GIVEN REQUEST
Count lines, not occurrences: give the number of lines holding the word "components", and nothing besides.
START GIVEN DATA
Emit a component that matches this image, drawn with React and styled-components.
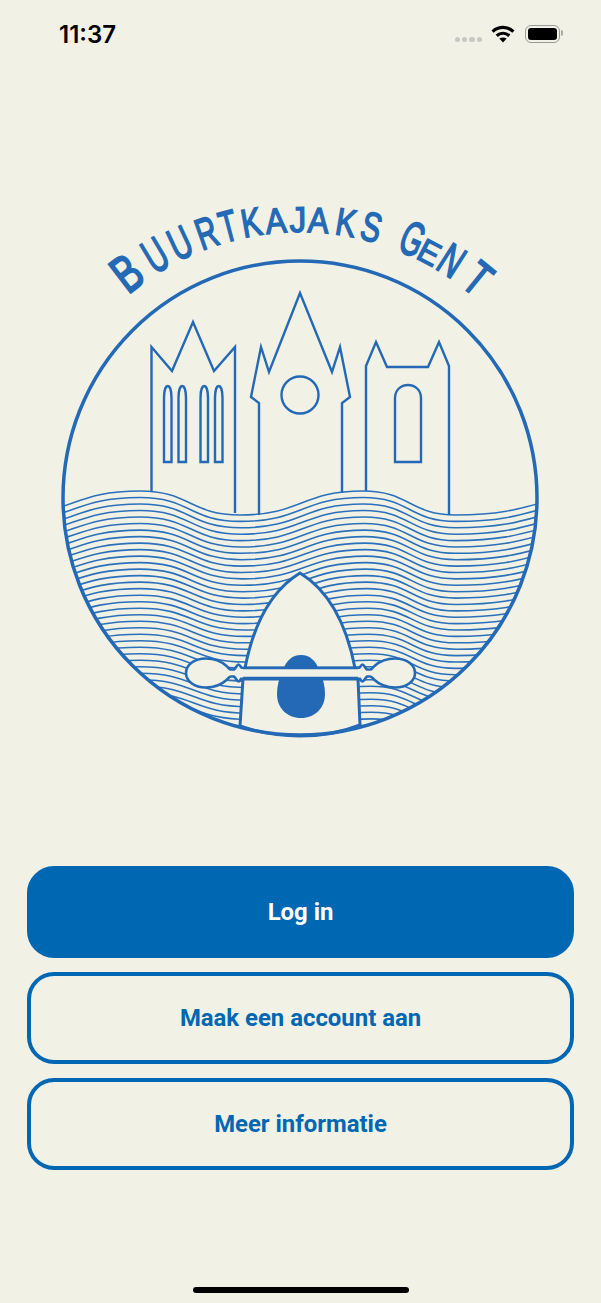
import React from "react";
import styled, { createGlobalStyle } from "styled-components";

const CREAM = "#f1f1e6";
const BLUE = "#0067b3";
const INK = "#2469b5";
const WAVE = "#2b70bb";

const GlobalStyle = createGlobalStyle`
  html, body {
    margin: 0;
    padding: 0;
    background: ${CREAM};
  }
  * {
    box-sizing: border-box;
  }
`;

const Page = styled.div`
  width: 601px;
  height: 1303px;
  background: ${CREAM};
  display: flex;
  flex-direction: column;
  overflow: hidden;
`;

const StatusBar = styled.div`
  height: 68px;
  padding: 21px 41px 0 59px;
  display: flex;
  align-items: flex-start;
`;

const Time = styled.span`
  font-family: Inter, "Liberation Sans", sans-serif;
  font-size: 24px;
  font-weight: 600;
  line-height: 27px;
  color: #000;
`;

const StatusIcons = styled.div`
  margin-left: auto;
  display: flex;
  align-items: flex-start;
  padding-top: 4px;
`;

const Dots = styled.div`
  display: flex;
  gap: 2px;
  margin: 12px 9px 0 0;
`;

const Dot = styled.i`
  width: 5.3px;
  height: 5.3px;
  border-radius: 50%;
  background: #c8c8c2;
`;

const Battery = styled.div`
  position: relative;
  width: 35px;
  height: 18px;
  margin-left: 10px;
  padding: 2px;
  border: 1.5px solid #9a9a96;
  border-radius: 6px;

  &::before {
    content: "";
    display: block;
    height: 100%;
    background: #000;
    border-radius: 3px;
  }

  &::after {
    content: "";
    position: absolute;
    right: -4px;
    top: 4px;
    width: 2px;
    height: 6px;
    background: #a8a8a4;
    border-radius: 0 2px 2px 0;
  }
`;

const LogoSvg = styled.svg`
  display: block;
  width: 601px;
  height: 560px;
  margin-top: 122px;
  flex: none;
`;

const LogoLetter = styled.text`
  font-family: "Liberation Sans", sans-serif;
  fill: ${INK};
  text-anchor: middle;
  stroke: ${INK};
  stroke-width: 1.3;
`;

const Actions = styled.div`
  margin-top: 116px;
  padding: 0 27px;
  display: flex;
  flex-direction: column;
  gap: 14px;
`;

const ActionButton = styled.button`
  height: 92px;
  border-radius: 27px;
  border: 4px solid ${BLUE};
  background: ${({ $primary }) => ($primary ? BLUE : "transparent")};
  color: ${({ $primary }) => ($primary ? "#fff" : BLUE)};
  font-family: Roboto, "Liberation Sans", sans-serif;
  font-size: 23.9px;
  font-weight: 700;
  padding: 0;
`;

const HomeBar = styled.div`
  width: 216px;
  height: 6px;
  margin: auto auto 10px;
  background: #000;
  border-radius: 3px;
`;

// angle from the circle centre, glyph height, horizontal squeeze
const LETTERS = [
  ["B", -37.6, 38, 1.12],
  ["U", -30.8, 35, 0.88],
  ["U", -25.2, 33, 0.88],
  ["R", -19.4, 32, 0.86],
  ["T", -14.8, 32, 0.86],
  ["K", -10, 29, 0.92],
  ["A", -5, 26, 0.95],
  ["J", -0.4, 26, 1],
  ["A", 3.8, 26, 0.95],
  ["K", 9.5, 28, 0.92],
  ["S", 14.8, 30, 0.9],
  ["G", 23.5, 35, 0.85],
  ["E", 27.8, 24, 0.95],
  ["N", 32.6, 33, 0.9],
  ["T", 39, 35, 1.05],
];

const CX = 300;
const CY = 498;
const BASE_R = 266;

const letterTransform = (angle, height, squeeze) => {
  const rad = (angle * Math.PI) / 180;
  const x = CX + BASE_R * Math.sin(rad);
  const y = CY - BASE_R * Math.cos(rad);
  return `translate(${x.toFixed(1)} ${y.toFixed(1)}) rotate(${angle}) scale(${squeeze} ${(height / 24).toFixed(3)})`;
};

// one wave line, through its crests and troughs with flat tangents
const wavePath = (i) => {
  const off = i * 6.45;
  const amp = 12 - i * 0.06;
  const drift = i * 0.25;
  const stops = [
    [5, 503 + amp],
    [140, 503 - amp],
    [240 + drift, 503 + amp],
    [363 + drift, 503 - amp],
    [456, 503 + amp],
    [625, 503 - amp],
  ].map(([x, y]) => [x, y + off]);
  let d = `M${stops[0][0]} ${stops[0][1].toFixed(1)}`;
  for (let k = 1; k < stops.length; k++) {
    const [x0] = stops[k - 1];
    const [x1, y1] = stops[k];
    const mid = (x0 + x1) / 2;
    const y0 = stops[k - 1][1];
    d += `C${mid.toFixed(1)} ${y0.toFixed(1)} ${mid.toFixed(1)} ${y1.toFixed(1)} ${x1.toFixed(1)} ${y1.toFixed(1)}`;
  }
  return d;
};

const WAVES = Array.from({ length: 40 }, (_, i) => wavePath(i));

const Spoon = ({ flip }) => (
  <path
    transform={flip ? "matrix(-1 0 0 1 601 0)" : undefined}
    d="M244 668H242C241 668 240 664.500 238.500 664.500S236 668 234 669.500H231C229 669.500 229 668 226.500 666 221 661 214 658.500 206 658.500 194 658.500 186 665 186 673S194 687.500 206 687.500C214 687.500 221 685 226.500 680 229 678 229 676.500 231 676.500H234C236 678 237 681.500 238.500 681.500S241 678 242 678H244Z"
    fill={CREAM}
    stroke={INK}
    strokeWidth="2.600"
  />
);

const Window = ({ x }) => (
  <path d={`M${x} 462V398C${x} 391 ${x + 1.5} 386 ${x + 3.75} 386 ${x + 6} 386 ${x + 7.5} 391 ${x + 7.5} 398V462Z`} />
);

const Logo = () => (
  <LogoSvg viewBox="0 190 601 560" fill="none">
    <defs>
      <clipPath id="disc">
        <circle cx={CX} cy={CY} r="237" />
      </clipPath>
    </defs>

    {LETTERS.map(([ch, angle, height, squeeze], i) => (
      <LogoLetter key={i} fontSize="33" transform={letterTransform(angle, height, squeeze)}>
        {ch}
      </LogoLetter>
    ))}

    <g clipPath="url(#disc)" stroke={WAVE} strokeWidth="1.600">
      {WAVES.map((d, i) => (
        <path key={i} d={d} />
      ))}
    </g>

    <g stroke={INK} strokeWidth="2.400" strokeLinejoin="miter">
      <path d="M151.500 491V347L172 371 193 322 214 371 235 347V513" />
      <Window x={164} />
      <Window x={178.500} />
      <Window x={200.500} />
      <Window x={215} />
      <path d="M259 515V403L251 397 261 347 269 372 300 293 332 372 340 347 350 397 342 403V493" />
      <circle cx="300" cy="395" r="18.500" />
      <path d="M366 491V366L376 342 387 367H428L439 342 449 366V515" />
      <path d="M395 462V398c0-8 6-13 13-13s13 5 13 13v64z" />
    </g>

    <path
      d="M243 679 240 726C260 733 280 736 300 736S340 733 360 725L358 679Z"
      fill={CREAM}
      stroke={INK}
      strokeWidth="3"
    />
    <path
      d="M245 668C254 622 272 590 300 573 328 590 346 622 355 668Z"
      fill={CREAM}
      stroke={INK}
      strokeWidth="3"
    />
    <path
      d="M301 655C310 655 316 661 319 670 323 678 325 686 325 694 325 708 315 718 301 718S277 708 277 694C277 686 279 678 283 670 286 661 292 655 301 655Z"
      fill={INK}
    />
    <Spoon />
    <Spoon flip />
    <rect x="241" y="669" width="119" height="8.500" fill={CREAM} />
    <path d="M243 668H358M243 678H358" stroke={INK} strokeWidth="2.600" />
    <circle cx={CX} cy={CY} r="237" stroke={INK} strokeWidth="3.500" />
  </LogoSvg>
);

const WifiIcon = () => (
  <svg width="24" height="18" viewBox="0 0 24 18" fill="none" stroke="#000" strokeWidth="3.200">
    <path d="M1.600 6.600C7.500 1 16.500 1 22.400 6.600" />
    <path d="M5.700 10.700C9.300 7.400 14.700 7.400 18.300 10.700" />
    <path d="M12 17.500 8.300 13.600C10.500 12 13.500 12 15.700 13.600Z" fill="#000" stroke="none" />
  </svg>
);

export default function App() {
  return (
    <>
      <GlobalStyle />
      <Page>
        <StatusBar>
          <Time>11:37</Time>
          <StatusIcons>
            <Dots>
              <Dot />
              <Dot />
              <Dot />
              <Dot />
            </Dots>
            <WifiIcon />
            <Battery />
          </StatusIcons>
        </StatusBar>
        <Logo />
        <Actions>
          <ActionButton $primary>Log in</ActionButton>
          <ActionButton>Maak een account aan</ActionButton>
          <ActionButton>Meer informatie</ActionButton>
        </Actions>
        <HomeBar />
      </Page>
    </>
  );
}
END GIVEN DATA
TASK RESPONSE
2